[Front-end source files]

* START *

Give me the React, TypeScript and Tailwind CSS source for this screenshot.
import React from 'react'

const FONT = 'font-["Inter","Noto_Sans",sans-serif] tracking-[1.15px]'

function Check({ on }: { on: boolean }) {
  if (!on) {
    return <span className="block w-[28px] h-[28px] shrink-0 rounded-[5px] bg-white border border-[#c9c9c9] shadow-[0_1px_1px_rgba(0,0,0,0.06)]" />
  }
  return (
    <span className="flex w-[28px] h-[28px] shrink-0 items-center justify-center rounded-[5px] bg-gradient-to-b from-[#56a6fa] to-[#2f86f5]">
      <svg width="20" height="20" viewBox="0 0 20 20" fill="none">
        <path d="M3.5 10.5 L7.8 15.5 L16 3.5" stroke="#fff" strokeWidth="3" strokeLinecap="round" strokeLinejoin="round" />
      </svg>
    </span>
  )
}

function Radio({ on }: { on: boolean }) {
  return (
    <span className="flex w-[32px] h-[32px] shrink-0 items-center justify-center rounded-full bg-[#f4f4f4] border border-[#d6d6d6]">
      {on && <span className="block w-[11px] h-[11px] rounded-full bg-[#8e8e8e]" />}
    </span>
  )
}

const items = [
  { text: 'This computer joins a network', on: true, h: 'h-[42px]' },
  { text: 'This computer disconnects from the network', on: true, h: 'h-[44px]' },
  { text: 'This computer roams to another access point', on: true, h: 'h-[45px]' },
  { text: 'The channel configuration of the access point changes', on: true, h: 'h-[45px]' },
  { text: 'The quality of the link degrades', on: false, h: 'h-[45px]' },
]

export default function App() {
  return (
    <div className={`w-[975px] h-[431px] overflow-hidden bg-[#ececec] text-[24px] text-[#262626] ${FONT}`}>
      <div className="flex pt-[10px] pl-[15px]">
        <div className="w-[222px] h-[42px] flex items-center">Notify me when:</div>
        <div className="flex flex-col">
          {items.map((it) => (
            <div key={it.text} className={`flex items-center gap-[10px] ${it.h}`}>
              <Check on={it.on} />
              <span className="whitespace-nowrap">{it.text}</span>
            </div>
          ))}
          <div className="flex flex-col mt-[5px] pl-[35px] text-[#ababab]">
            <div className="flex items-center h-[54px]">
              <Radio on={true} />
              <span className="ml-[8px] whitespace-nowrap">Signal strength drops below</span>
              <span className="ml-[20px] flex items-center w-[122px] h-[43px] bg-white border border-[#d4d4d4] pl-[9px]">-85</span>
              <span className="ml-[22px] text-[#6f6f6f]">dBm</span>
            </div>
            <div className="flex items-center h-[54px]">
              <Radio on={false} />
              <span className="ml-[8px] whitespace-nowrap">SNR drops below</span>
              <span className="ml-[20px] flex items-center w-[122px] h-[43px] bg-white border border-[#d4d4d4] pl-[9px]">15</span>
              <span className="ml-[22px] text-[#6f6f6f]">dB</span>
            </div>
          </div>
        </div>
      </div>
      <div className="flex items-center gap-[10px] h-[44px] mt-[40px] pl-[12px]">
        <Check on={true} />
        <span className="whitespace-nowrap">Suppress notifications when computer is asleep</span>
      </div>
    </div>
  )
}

* END *
* START *

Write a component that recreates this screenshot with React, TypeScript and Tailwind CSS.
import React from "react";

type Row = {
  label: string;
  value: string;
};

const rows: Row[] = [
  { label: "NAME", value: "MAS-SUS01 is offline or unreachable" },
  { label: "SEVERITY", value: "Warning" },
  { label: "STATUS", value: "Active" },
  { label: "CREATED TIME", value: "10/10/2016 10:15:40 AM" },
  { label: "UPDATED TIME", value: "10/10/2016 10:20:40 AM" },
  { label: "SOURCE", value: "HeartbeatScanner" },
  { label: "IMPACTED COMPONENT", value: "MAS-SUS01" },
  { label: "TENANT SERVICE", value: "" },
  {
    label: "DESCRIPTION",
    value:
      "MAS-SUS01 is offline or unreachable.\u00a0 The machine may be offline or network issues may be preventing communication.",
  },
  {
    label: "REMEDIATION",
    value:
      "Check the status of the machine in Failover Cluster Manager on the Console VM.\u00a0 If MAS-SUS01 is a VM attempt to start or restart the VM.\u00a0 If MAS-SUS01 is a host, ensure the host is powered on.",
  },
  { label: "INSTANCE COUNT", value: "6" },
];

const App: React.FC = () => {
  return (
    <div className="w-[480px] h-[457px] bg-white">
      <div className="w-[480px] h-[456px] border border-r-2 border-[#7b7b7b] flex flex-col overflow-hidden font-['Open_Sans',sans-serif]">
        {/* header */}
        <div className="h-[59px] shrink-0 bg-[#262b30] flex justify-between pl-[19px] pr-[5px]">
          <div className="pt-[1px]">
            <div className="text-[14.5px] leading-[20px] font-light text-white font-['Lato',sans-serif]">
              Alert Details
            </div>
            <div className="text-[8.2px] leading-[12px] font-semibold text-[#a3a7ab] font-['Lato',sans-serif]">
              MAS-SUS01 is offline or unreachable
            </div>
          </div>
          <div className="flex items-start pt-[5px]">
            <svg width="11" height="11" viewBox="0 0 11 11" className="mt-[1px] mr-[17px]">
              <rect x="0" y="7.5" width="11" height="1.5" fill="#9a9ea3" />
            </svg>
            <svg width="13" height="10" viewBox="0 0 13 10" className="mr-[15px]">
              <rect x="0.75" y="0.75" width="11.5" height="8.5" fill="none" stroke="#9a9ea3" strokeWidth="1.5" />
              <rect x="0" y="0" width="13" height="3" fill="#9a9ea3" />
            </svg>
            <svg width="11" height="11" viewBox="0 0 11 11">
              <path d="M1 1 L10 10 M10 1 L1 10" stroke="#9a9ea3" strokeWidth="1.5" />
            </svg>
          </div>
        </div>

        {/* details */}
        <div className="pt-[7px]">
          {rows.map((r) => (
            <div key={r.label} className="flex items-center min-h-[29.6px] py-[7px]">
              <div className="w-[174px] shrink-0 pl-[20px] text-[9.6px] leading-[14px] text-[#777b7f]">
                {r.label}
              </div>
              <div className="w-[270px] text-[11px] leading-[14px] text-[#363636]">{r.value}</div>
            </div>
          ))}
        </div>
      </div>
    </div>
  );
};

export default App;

* END *
* START *

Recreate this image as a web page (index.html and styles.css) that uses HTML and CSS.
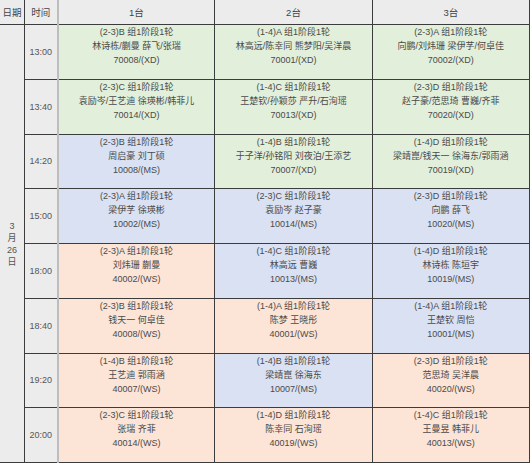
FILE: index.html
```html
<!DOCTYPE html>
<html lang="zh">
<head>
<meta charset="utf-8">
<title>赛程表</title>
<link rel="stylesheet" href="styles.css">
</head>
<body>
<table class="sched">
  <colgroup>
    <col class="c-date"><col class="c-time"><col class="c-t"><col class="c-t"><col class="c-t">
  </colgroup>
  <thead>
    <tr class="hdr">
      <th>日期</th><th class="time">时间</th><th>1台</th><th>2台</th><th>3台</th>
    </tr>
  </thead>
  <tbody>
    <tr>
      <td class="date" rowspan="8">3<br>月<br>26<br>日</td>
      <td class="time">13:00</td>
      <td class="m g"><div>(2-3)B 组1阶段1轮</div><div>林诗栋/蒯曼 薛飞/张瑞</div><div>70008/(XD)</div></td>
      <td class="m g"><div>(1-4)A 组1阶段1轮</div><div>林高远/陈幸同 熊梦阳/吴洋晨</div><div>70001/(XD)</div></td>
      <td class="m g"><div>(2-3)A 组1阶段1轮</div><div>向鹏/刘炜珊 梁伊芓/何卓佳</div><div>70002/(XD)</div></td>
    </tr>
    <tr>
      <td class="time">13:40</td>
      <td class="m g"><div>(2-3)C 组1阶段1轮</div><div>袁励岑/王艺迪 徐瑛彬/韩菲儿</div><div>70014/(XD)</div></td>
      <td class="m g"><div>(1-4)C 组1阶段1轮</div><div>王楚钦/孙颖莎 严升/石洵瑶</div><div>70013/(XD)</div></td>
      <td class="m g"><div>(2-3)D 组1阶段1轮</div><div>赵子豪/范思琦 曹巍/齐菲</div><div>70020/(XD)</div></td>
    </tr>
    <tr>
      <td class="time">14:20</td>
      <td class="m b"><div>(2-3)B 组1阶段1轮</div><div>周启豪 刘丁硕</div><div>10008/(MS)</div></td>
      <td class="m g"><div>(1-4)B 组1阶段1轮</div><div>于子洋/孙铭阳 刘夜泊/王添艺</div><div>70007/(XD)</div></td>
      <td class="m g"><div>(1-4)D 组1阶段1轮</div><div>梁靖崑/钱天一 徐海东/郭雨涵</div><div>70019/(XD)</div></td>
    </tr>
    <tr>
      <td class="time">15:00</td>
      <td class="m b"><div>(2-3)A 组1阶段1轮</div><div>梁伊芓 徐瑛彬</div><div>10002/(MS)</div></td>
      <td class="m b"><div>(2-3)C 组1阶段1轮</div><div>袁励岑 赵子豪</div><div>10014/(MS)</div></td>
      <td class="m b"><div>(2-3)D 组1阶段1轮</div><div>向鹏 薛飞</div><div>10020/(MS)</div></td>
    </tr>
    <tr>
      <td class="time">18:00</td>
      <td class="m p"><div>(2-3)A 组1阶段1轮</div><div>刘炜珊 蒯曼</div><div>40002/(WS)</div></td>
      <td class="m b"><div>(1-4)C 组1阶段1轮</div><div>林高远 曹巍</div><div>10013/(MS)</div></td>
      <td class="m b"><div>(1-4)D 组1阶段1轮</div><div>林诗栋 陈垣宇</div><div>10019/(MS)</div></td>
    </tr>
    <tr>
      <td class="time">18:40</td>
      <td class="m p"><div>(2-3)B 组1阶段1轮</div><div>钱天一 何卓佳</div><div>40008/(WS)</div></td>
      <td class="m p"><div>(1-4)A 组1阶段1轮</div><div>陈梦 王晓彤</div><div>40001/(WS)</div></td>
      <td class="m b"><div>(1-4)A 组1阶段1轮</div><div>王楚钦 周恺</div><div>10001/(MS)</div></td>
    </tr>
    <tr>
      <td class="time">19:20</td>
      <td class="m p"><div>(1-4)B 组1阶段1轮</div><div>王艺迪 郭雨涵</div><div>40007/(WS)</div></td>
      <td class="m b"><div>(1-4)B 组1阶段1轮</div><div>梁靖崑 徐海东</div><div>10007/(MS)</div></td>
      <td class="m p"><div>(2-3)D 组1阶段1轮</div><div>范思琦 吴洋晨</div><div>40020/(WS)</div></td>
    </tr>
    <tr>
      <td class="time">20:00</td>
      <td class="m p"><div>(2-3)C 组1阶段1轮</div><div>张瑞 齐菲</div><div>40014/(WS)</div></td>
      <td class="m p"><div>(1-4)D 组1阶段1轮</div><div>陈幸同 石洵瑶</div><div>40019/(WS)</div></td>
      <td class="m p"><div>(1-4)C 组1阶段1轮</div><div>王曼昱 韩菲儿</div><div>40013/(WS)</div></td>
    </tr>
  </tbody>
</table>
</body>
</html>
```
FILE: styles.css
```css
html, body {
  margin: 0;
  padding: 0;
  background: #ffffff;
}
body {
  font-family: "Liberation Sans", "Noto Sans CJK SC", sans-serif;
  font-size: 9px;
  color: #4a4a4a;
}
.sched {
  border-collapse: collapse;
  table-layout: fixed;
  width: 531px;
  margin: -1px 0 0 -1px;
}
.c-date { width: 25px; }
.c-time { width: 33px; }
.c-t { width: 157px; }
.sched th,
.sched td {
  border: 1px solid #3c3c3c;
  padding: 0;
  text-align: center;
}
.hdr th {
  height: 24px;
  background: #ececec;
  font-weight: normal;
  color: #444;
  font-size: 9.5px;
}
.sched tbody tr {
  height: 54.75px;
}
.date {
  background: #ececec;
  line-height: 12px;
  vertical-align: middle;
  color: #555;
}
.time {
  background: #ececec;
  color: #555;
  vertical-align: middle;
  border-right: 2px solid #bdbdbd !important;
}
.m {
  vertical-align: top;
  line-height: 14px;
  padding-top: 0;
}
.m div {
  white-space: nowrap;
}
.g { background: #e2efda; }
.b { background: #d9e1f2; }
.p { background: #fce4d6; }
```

* END *

Filter the records above for lines containing the word "that", and copy those lines.

Write a component that recreates this screenshot with React, TypeScript and Tailwind CSS.
Recreate this image as a web page (index.html and styles.css) that uses HTML and CSS.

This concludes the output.